Wednesday, May 25, 2005

What the...

I hate to say it, but I did it again. At least any other time I did it, I did it at home. The first couple of times it happened, I thought I was finding a puddle on the floor after a young neighbor was in there. After a couple more times, I concluded it was me making the mess.

This time it happened at the center where I volunteer. ! What to do? What to do? I debated running home and changing - because I not only got the toilet and floor, but my pants as well!, but wasn't sure how to explain my sudden departure.

I decided it wasn't that much longer before it would be time for me to leave, so I just sucked it up and wore the pants. Only the top, rear of my waistband was wet, so I just made sure my shirt was always covering it. I had to sit forward in my car driving home so as not to touch my wet pants to myself, or my car. Luckily it's only 2 miles.
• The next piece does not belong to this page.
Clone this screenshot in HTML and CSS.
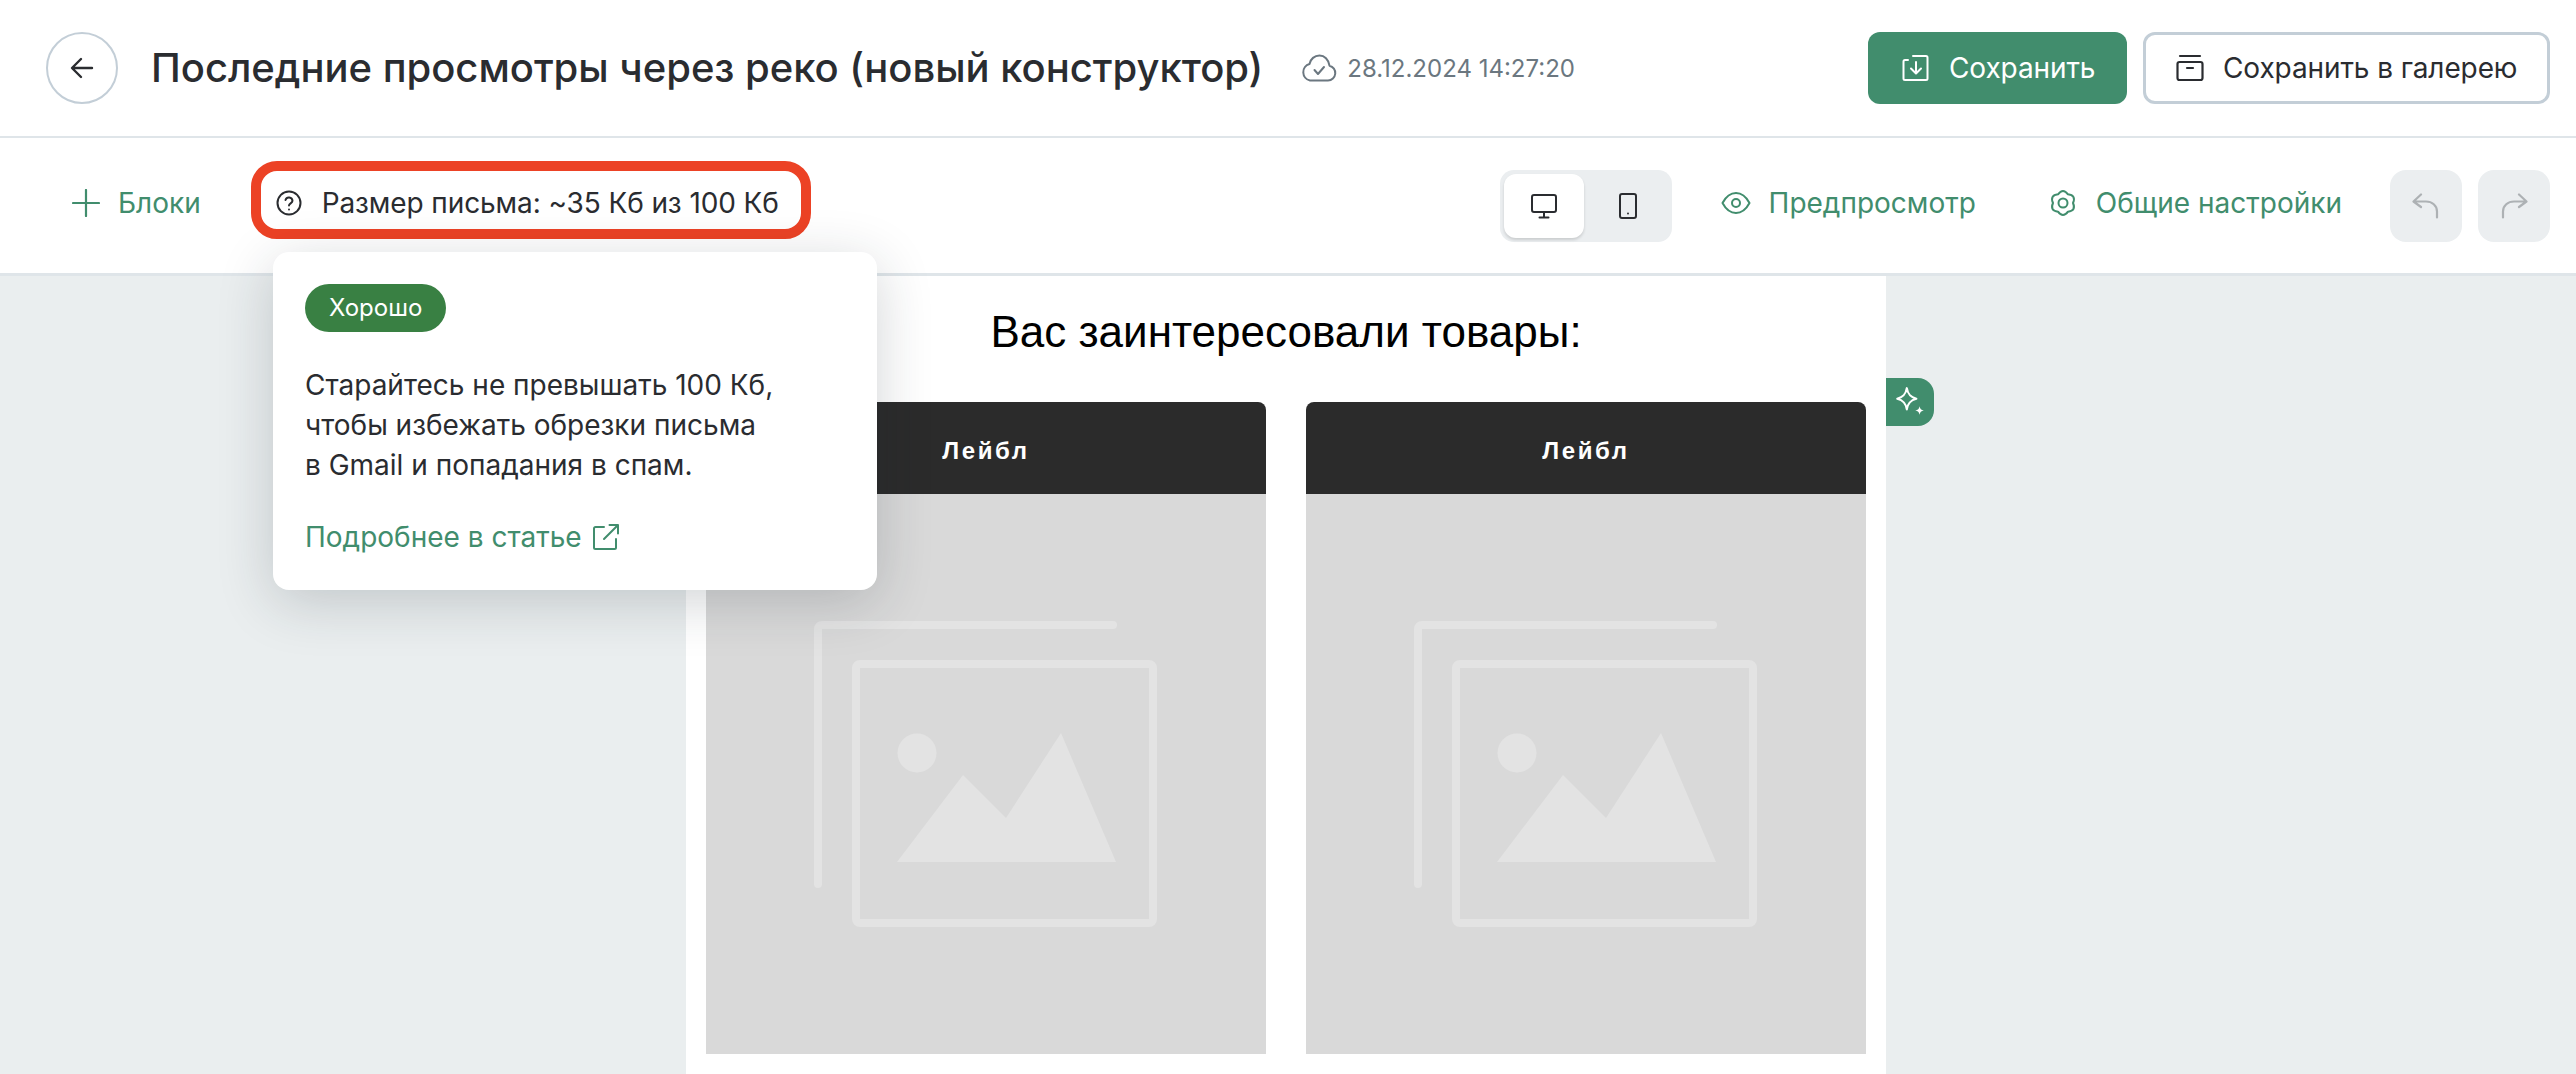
FILE: index.html
```html
<!DOCTYPE html>
<html lang="ru">
<head>
    <meta charset="UTF-8">
    <title>Последние просмотры через реко (новый конструктор)</title>
    <link rel="stylesheet" href="styles.css">
</head>
<body>
    <!-- Шапка -->
    <header class="topbar">
        <button class="back-button">
            <svg width="28" height="28" viewBox="0 0 28 28" fill="none" stroke="#2a2c30" stroke-width="2.4" stroke-linecap="round" stroke-linejoin="round"><path d="M24 14H5M13 5l-9 9 9 9"/></svg>
        </button>
        <h1 class="page-title">Последние просмотры через реко (новый конструктор)</h1>
        <div class="save-status">
            <svg width="36" height="28" viewBox="0 0 36 28" fill="none" stroke="#6b7780" stroke-width="2" stroke-linecap="round" stroke-linejoin="round"><path d="M9 26.500h18a7.500 7.500 0 0 0 1.500-14.800C27.500 5.500 23.500 1.500 18.500 1.500c-5 0-9 3.500-10 8.500A8.500 8.500 0 0 0 9 26.500z"/><path d="M13.500 16l3.500 4 6-7"/></svg>
            <span>28.12.2024 14:27:20</span>
        </div>
        <div class="topbar-actions">
            <button class="button button-primary">
                <svg width="28" height="28" viewBox="0 0 28 28" fill="none" stroke="#fff" stroke-width="2" stroke-linecap="round" stroke-linejoin="round"><path d="M6 6H3a1.500 1.500 0 0 0-1.500 1.500v17A1.500 1.500 0 0 0 3 26h21a1.500 1.500 0 0 0 1.500-1.500v-21A1.500 1.500 0 0 0 24 2H11"/><path d="M14 8v11M9 14.500l5 5 5-5"/></svg>
                Сохранить
            </button>
            <button class="button button-outline">
                <svg width="28" height="28" viewBox="0 0 28 28" fill="none" stroke="#2a2c30" stroke-width="2.200" stroke-linecap="round" stroke-linejoin="round"><path d="M4 2h20"/><rect x="1.500" y="8" width="25" height="18" rx="2"/><path d="M11 14h6"/></svg>
                Сохранить в галерею
            </button>
        </div>
    </header>

    <!-- Панель инструментов -->
    <nav class="toolbar">
        <a class="link-item blocks-link">
            <svg width="28" height="28" viewBox="0 0 28 28" fill="none" stroke="#418d6d" stroke-width="2.200" stroke-linecap="round"><path d="M14 1v26M1 14h26"/></svg>
            Блоки
        </a>
        <div class="size-info">
            <svg width="26" height="26" viewBox="0 0 26 26" fill="none" stroke="#2a2c30" stroke-width="2" stroke-linecap="round" stroke-linejoin="round"><circle cx="13" cy="13" r="11.500"/><path d="M9.500 10a3.600 3.600 0 0 1 7 .8c0 2.400-3.500 2.700-3.500 4.700"/><path d="M13 19.500v.1"/></svg>
            <span>Размер письма: ~35 Кб из 100 Кб</span>
        </div>
        <div class="toolbar-right">
            <div class="device-switch">
                <button class="device-button device-button-active">
                    <svg width="28" height="26" viewBox="0 0 28 26" fill="none" stroke="#2a2c30" stroke-width="2" stroke-linecap="round" stroke-linejoin="round"><rect x="2" y="2" width="24" height="17" rx="2"/><path d="M14 19v5M9.500 24.500h9"/></svg>
                </button>
                <button class="device-button">
                    <svg width="20" height="28" viewBox="0 0 20 28" fill="none" stroke="#2a2c30" stroke-width="2" stroke-linecap="round" stroke-linejoin="round"><rect x="2" y="2" width="16" height="24" rx="2"/><path d="M10 21.500v.1"/></svg>
                </button>
            </div>
            <a class="link-item preview-link">
                <svg width="30" height="24" viewBox="0 0 30 24" fill="none" stroke="#418d6d" stroke-width="2" stroke-linejoin="round"><path d="M1.500 12C5 5.500 9.500 2 15 2s10 3.500 13.500 10C25 18.500 20.500 22 15 22S5 18.500 1.500 12z"/><circle cx="15" cy="12" r="4"/></svg>
                Предпросмотр
            </a>
            <a class="link-item settings-link">
                <svg width="26" height="28" viewBox="0 0 26 28" fill="none" stroke="#418d6d" stroke-width="2" stroke-linejoin="round"><path d="M8 5.340Q13-1.500 18 5.340Q26.400 6.250 23 14Q26.400 21.750 18 22.660Q13 29.500 8 22.660Q-.4 21.750 3 14Q-.4 6.250 8 5.340z"/><circle cx="13" cy="14" r="4.500"/></svg>
                Общие настройки
            </a>
            <div class="history-buttons">
                <button class="history-button">
                    <svg width="28" height="26" viewBox="0 0 28 26" fill="none" stroke="#adb1b4" stroke-width="2.200" stroke-linecap="round" stroke-linejoin="round"><path d="M9 1.500L1.500 8.500 9 14M2 8.500h12c6 0 11 4 11 10v6"/></svg>
                </button>
                <button class="history-button">
                    <svg width="28" height="26" viewBox="0 0 28 26" fill="none" stroke="#adb1b4" stroke-width="2.200" stroke-linecap="round" stroke-linejoin="round"><path d="M19 1.500l7.500 7L19 14M26 8.500H14c-6 0-11 4-11 10v6"/></svg>
                </button>
            </div>
        </div>

        <!-- Подсказка -->
        <div class="size-popup">
            <span class="status-badge">Хорошо</span>
            <p class="popup-text">Старайтесь не превышать 100 Кб,<br>чтобы избежать обрезки письма<br>в Gmail и попадания в спам.</p>
            <a class="popup-link">
                Подробнее в статье
                <svg width="28" height="28" viewBox="0 0 28 28" fill="none" stroke="#418d6d" stroke-width="2" stroke-linecap="round" stroke-linejoin="round"><path d="M12 4H3.500A1.500 1.500 0 0 0 2 5.500v19A1.500 1.500 0 0 0 3.500 26h19a1.500 1.500 0 0 0 1.500-1.500V16"/><path d="M12 16L26 2M17.500 2H26v8.500"/></svg>
            </a>
        </div>
    </nav>

    <!-- Холст письма -->
    <main class="canvas">
        <section class="email">
            <h2 class="email-title">Вас заинтересовали товары:</h2>
            <div class="product-grid">
                <article class="product-card">
                    <div class="product-label">Лейбл</div>
                    <div class="product-image">
                        <svg class="placeholder" width="344" height="306" viewBox="0 0 344 306"><path d="M4 263V8a4 4 0 0 1 4-4h291" fill="none" stroke="#e3e3e3" stroke-width="8" stroke-linecap="round"/><rect x="42" y="43" width="297" height="259" rx="4" fill="none" stroke="#e3e3e3" stroke-width="8"/><circle cx="103" cy="132" r="19.500" fill="#e3e3e3"/><path d="M83 241L149 154 192 197 247 112 302 241z" fill="#e3e3e3"/></svg>
                    </div>
                </article>
                <article class="product-card">
                    <div class="product-label">Лейбл</div>
                    <div class="product-image">
                        <svg class="placeholder" width="344" height="306" viewBox="0 0 344 306"><path d="M4 263V8a4 4 0 0 1 4-4h291" fill="none" stroke="#e3e3e3" stroke-width="8" stroke-linecap="round"/><rect x="42" y="43" width="297" height="259" rx="4" fill="none" stroke="#e3e3e3" stroke-width="8"/><circle cx="103" cy="132" r="19.500" fill="#e3e3e3"/><path d="M83 241L149 154 192 197 247 112 302 241z" fill="#e3e3e3"/></svg>
                    </div>
                </article>
            </div>
            <button class="ai-tab">
                <svg width="34" height="34" viewBox="0 0 32 32" fill="#fff"><path d="M13 3c1 6 3.500 8.500 9 10-5.500 1.500-8 4-9 10-1-6-3.500-8.500-9-10 5.500-1.500 8-4 9-10z" fill="none" stroke="#fff" stroke-width="2" stroke-linejoin="round"/><path d="M25 20c.5 2.500 1.500 3.500 4 4-2.500.5-3.500 1.500-4 4-.5-2.500-1.500-3.500-4-4 2.500-.5 3.500-1.500 4-4z"/></svg>
            </button>
        </section>
    </main>
</body>
</html>
```

FILE: styles.css
```css
* {
    margin: 0;
    padding: 0;
    box-sizing: border-box;
}

html,
body {
    height: 100%;
    overflow: hidden;
}

body {
    display: flex;
    flex-direction: column;
    font-family: 'Inter', sans-serif;
    color: #2a2c30;
    background: #fff;
}

button {
    font-family: inherit;
    border: none;
    background: none;
    cursor: pointer;
}

svg {
    display: block;
    flex-shrink: 0;
}

/* шапка */
.topbar {
    height: 138px;
    flex-shrink: 0;
    display: flex;
    align-items: center;
    padding: 0 26px 0 46px;
    border-bottom: 2px solid #dfe5e9;
}

.back-button {
    width: 72px;
    height: 72px;
    border: 2px solid #c3ced7;
    border-radius: 50%;
    display: flex;
    align-items: center;
    justify-content: center;
    margin-right: 33px;
}

.page-title {
    font-size: 40px;
    font-weight: 500;
    line-height: 72px;
    letter-spacing: -0.02px;
    white-space: nowrap;
}

.save-status {
    display: flex;
    align-items: center;
    gap: 10px;
    margin-left: 38px;
    font-size: 24px;
    color: #6b7780;
}

.topbar-actions {
    display: flex;
    gap: 16px;
    margin-left: auto;
}

.button {
    height: 72px;
    display: flex;
    align-items: center;
    gap: 19px;
    font-size: 28px;
    letter-spacing: -0.1px;
    border-radius: 12px;
    white-space: nowrap;
}

.button-primary {
    width: 259px;
    padding-left: 34px;
    background: #418d6d;
    color: #fff;
}

.button-outline {
    width: 407px;
    padding-left: 30px;
    border: 3px solid #c3ced7;
    color: #2a2c30;
}

/* панель инструментов */
.toolbar {
    position: relative;
    height: 138px;
    flex-shrink: 0;
    display: flex;
    align-items: center;
    padding: 0 26px 0 72px;
    border-bottom: 3px solid #dfe5e9;
}

.link-item {
    display: flex;
    align-items: center;
    font-size: 28px;
    color: #418d6d;
    white-space: nowrap;
    padding-bottom: 6px;
}

.blocks-link {
    gap: 18px;
    margin-right: 50px;
}

.size-info {
    width: 560px;
    height: 78px;
    display: flex;
    align-items: center;
    gap: 20px;
    padding: 5px 0 0 15px;
    border: 10px solid #ec4225;
    border-radius: 26px;
    font-size: 28px;
    letter-spacing: -0.1px;
    white-space: nowrap;
    margin-bottom: 11px;
}

.toolbar-right {
    display: flex;
    align-items: center;
    margin-left: auto;
}

.device-switch {
    display: flex;
    width: 172px;
    height: 72px;
    padding: 4px;
    background: #ebeef0;
    border-radius: 14px;
    margin-right: 49px;
}

.device-button {
    width: 80px;
    height: 64px;
    display: flex;
    align-items: center;
    justify-content: center;
    border-radius: 12px;
}

.device-button-active {
    background: #fff;
    box-shadow: 0 2px 3px rgba(0, 0, 0, 0.14);
}

.device-button + .device-button {
    margin-left: 4px;
}

.preview-link {
    gap: 18px;
    margin-right: 74px;
}

.settings-link {
    gap: 20px;
    margin-right: 48px;
}

.history-buttons {
    display: flex;
    gap: 16px;
}

.history-button {
    width: 72px;
    height: 72px;
    display: flex;
    align-items: center;
    justify-content: center;
    background: #ebeef0;
    border-radius: 16px;
}

/* подсказка */
.size-popup {
    position: absolute;
    top: 114px;
    left: 273px;
    z-index: 10;
    width: 604px;
    height: 338px;
    padding: 32px;
    background: #fff;
    border-radius: 16px;
    box-shadow: 0 12px 56px rgba(30, 40, 50, 0.2);
}

.status-badge {
    display: inline-block;
    height: 48px;
    padding: 0 24px;
    line-height: 47px;
    font-size: 24px;
    color: #fff;
    background: #398043;
    border-radius: 24px;
}

.popup-text {
    margin-top: 33px;
    font-size: 28px;
    line-height: 40px;
}

.popup-link {
    display: flex;
    align-items: center;
    gap: 10px;
    margin-top: 32px;
    font-size: 28px;
    line-height: 40px;
    color: #418d6d;
}

/* холст письма */
.canvas {
    flex: 1;
    min-height: 0;
    display: flex;
    justify-content: center;
    background: #eaeeef;
    padding-right: 4px;
}

.email {
    position: relative;
    width: 1200px;
    padding: 0 20px;
    background: #fff;
    font-family: 'Liberation Sans', Arial, sans-serif;
}

.email-title {
    height: 126px;
    padding-top: 30px;
    font-size: 44px;
    font-weight: 400;
    line-height: 52px;
    text-align: center;
    color: #000;
}

.product-grid {
    display: grid;
    grid-template-columns: 560px 560px;
    gap: 40px;
}

.product-label {
    height: 92px;
    padding-top: 6px;
    display: flex;
    align-items: center;
    justify-content: center;
    font-size: 24px;
    font-weight: 700;
    letter-spacing: 2.600px;
    color: #fff;
    background: #2b2b2b;
    border-radius: 8px 8px 0 0;
}

.product-image {
    height: 560px;
    display: flex;
    align-items: center;
    justify-content: center;
    background: #d9d9d9;
}

.ai-tab {
    position: absolute;
    top: 102px;
    left: 100%;
    width: 48px;
    height: 48px;
    display: flex;
    align-items: center;
    justify-content: center;
    background: #418d6d;
    border-radius: 0 16px 16px 0;
}
```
I'm so gross, can you believe I snagged me a husband?

Monday, May 16, 2005


I thought for sure I was going to have a hugely swollen jaw by now. I'm glad to say I don't. Earlier today I opened my car door and used the trunk release to open my trunk. I closed the door before I was actually out of the way. The door slammed into my jaw. Ouch!

You'd think I would've learned all the other times that I've closed the door on my finger or my shoulder (many, many times) that I would slow down and make sure my body was out of the door-closing area before I pushed the door. No.

My jaw didn't swell up like I thought it would. It doesn't even feel tender where I got hit. Hopefully there won't be any mark later. I hope I don't wake up tomorrow and have a big bruise there. Although, it'd match nicely the huge, blistering cold sore I have inside my nostil. It looks like a gigantic booger. Wouldn't you like to walk around in public with my face?